Stated problem>
Please output every line of the material as it stands, without the pictures.

Collected material>

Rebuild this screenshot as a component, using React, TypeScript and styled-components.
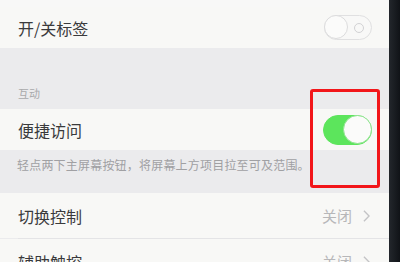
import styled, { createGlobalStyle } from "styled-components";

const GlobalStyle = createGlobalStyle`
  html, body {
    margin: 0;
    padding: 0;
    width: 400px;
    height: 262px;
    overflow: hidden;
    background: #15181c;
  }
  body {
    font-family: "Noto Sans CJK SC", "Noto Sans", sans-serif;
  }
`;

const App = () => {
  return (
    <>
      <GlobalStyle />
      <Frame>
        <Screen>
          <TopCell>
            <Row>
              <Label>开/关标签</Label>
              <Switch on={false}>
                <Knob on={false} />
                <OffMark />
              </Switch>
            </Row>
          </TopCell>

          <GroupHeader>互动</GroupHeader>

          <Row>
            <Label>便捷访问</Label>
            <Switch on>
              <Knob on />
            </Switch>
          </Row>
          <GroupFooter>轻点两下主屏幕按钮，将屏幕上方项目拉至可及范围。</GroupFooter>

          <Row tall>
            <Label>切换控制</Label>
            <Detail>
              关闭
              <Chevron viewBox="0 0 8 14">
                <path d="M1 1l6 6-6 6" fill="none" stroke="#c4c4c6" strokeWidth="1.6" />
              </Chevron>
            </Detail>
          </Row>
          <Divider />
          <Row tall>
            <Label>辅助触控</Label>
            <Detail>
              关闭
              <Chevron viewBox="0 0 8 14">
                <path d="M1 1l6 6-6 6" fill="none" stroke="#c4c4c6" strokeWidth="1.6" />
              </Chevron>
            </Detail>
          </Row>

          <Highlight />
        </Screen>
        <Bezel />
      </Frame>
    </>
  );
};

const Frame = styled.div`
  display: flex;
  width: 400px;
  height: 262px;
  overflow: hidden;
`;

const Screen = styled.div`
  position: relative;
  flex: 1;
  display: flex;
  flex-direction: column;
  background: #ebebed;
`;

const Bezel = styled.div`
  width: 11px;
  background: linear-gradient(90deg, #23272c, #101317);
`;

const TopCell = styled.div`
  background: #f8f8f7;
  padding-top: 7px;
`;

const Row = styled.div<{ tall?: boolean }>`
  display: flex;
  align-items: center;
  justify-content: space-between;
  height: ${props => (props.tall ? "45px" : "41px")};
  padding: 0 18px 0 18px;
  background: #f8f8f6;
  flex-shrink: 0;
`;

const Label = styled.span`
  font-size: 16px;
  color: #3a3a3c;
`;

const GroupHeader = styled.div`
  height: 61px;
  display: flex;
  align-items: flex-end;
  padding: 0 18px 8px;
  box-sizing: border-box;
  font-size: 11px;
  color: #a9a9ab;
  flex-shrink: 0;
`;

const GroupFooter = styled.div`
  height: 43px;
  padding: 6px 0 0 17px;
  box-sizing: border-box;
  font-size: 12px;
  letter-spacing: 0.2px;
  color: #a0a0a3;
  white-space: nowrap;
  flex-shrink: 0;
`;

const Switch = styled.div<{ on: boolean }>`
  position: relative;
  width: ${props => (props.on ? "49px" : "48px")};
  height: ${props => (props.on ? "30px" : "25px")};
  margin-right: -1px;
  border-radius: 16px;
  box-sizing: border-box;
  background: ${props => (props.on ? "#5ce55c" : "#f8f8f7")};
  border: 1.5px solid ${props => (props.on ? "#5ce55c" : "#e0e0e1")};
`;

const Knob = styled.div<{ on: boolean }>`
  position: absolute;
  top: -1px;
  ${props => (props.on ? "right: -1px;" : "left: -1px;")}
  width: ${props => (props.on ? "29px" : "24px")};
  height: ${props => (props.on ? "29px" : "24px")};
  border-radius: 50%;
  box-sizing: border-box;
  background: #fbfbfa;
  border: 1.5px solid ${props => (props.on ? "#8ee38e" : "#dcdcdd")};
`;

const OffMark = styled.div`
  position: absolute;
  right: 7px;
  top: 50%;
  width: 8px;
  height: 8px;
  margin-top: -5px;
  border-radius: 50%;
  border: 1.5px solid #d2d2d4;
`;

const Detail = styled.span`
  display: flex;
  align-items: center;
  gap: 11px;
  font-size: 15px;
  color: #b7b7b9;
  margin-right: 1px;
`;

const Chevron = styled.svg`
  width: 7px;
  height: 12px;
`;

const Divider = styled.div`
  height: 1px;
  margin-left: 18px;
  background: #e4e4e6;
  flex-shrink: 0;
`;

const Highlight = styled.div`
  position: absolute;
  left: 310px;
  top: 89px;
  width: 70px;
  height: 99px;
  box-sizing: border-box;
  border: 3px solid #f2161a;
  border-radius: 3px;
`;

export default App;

Response to the exercise>
Rebuild this screenshot as a component, using React, TypeScript and styled-components.
import styled, { createGlobalStyle } from "styled-components";

const GlobalStyle = createGlobalStyle`
  html, body {
    margin: 0;
    padding: 0;
    width: 400px;
    height: 262px;
    overflow: hidden;
    background: #15181c;
  }
  body {
    font-family: "Noto Sans CJK SC", "Noto Sans", sans-serif;
  }
`;

const App = () => {
  return (
    <>
      <GlobalStyle />
      <Frame>
        <Screen>
          <TopCell>
            <Row>
              <Label>开/关标签</Label>
              <Switch on={false}>
                <Knob on={false} />
                <OffMark />
              </Switch>
            </Row>
          </TopCell>

          <GroupHeader>互动</GroupHeader>

          <Row>
            <Label>便捷访问</Label>
            <Switch on>
              <Knob on />
            </Switch>
          </Row>
          <GroupFooter>轻点两下主屏幕按钮，将屏幕上方项目拉至可及范围。</GroupFooter>

          <Row tall>
            <Label>切换控制</Label>
            <Detail>
              关闭
              <Chevron viewBox="0 0 8 14">
                <path d="M1 1l6 6-6 6" fill="none" stroke="#c4c4c6" strokeWidth="1.6" />
              </Chevron>
            </Detail>
          </Row>
          <Divider />
          <Row tall>
            <Label>辅助触控</Label>
            <Detail>
              关闭
              <Chevron viewBox="0 0 8 14">
                <path d="M1 1l6 6-6 6" fill="none" stroke="#c4c4c6" strokeWidth="1.6" />
              </Chevron>
            </Detail>
          </Row>

          <Highlight />
        </Screen>
        <Bezel />
      </Frame>
    </>
  );
};

const Frame = styled.div`
  display: flex;
  width: 400px;
  height: 262px;
  overflow: hidden;
`;

const Screen = styled.div`
  position: relative;
  flex: 1;
  display: flex;
  flex-direction: column;
  background: #ebebed;
`;

const Bezel = styled.div`
  width: 11px;
  background: linear-gradient(90deg, #23272c, #101317);
`;

const TopCell = styled.div`
  background: #f8f8f7;
  padding-top: 7px;
`;

const Row = styled.div<{ tall?: boolean }>`
  display: flex;
  align-items: center;
  justify-content: space-between;
  height: ${props => (props.tall ? "45px" : "41px")};
  padding: 0 18px 0 18px;
  background: #f8f8f6;
  flex-shrink: 0;
`;

const Label = styled.span`
  font-size: 16px;
  color: #3a3a3c;
`;

const GroupHeader = styled.div`
  height: 61px;
  display: flex;
  align-items: flex-end;
  padding: 0 18px 8px;
  box-sizing: border-box;
  font-size: 11px;
  color: #a9a9ab;
  flex-shrink: 0;
`;

const GroupFooter = styled.div`
  height: 43px;
  padding: 6px 0 0 17px;
  box-sizing: border-box;
  font-size: 12px;
  letter-spacing: 0.2px;
  color: #a0a0a3;
  white-space: nowrap;
  flex-shrink: 0;
`;

const Switch = styled.div<{ on: boolean }>`
  position: relative;
  width: ${props => (props.on ? "49px" : "48px")};
  height: ${props => (props.on ? "30px" : "25px")};
  margin-right: -1px;
  border-radius: 16px;
  box-sizing: border-box;
  background: ${props => (props.on ? "#5ce55c" : "#f8f8f7")};
  border: 1.5px solid ${props => (props.on ? "#5ce55c" : "#e0e0e1")};
`;

const Knob = styled.div<{ on: boolean }>`
  position: absolute;
  top: -1px;
  ${props => (props.on ? "right: -1px;" : "left: -1px;")}
  width: ${props => (props.on ? "29px" : "24px")};
  height: ${props => (props.on ? "29px" : "24px")};
  border-radius: 50%;
  box-sizing: border-box;
  background: #fbfbfa;
  border: 1.5px solid ${props => (props.on ? "#8ee38e" : "#dcdcdd")};
`;

const OffMark = styled.div`
  position: absolute;
  right: 7px;
  top: 50%;
  width: 8px;
  height: 8px;
  margin-top: -5px;
  border-radius: 50%;
  border: 1.5px solid #d2d2d4;
`;

const Detail = styled.span`
  display: flex;
  align-items: center;
  gap: 11px;
  font-size: 15px;
  color: #b7b7b9;
  margin-right: 1px;
`;

const Chevron = styled.svg`
  width: 7px;
  height: 12px;
`;

const Divider = styled.div`
  height: 1px;
  margin-left: 18px;
  background: #e4e4e6;
  flex-shrink: 0;
`;

const Highlight = styled.div`
  position: absolute;
  left: 310px;
  top: 89px;
  width: 70px;
  height: 99px;
  box-sizing: border-box;
  border: 3px solid #f2161a;
  border-radius: 3px;
`;

export default App;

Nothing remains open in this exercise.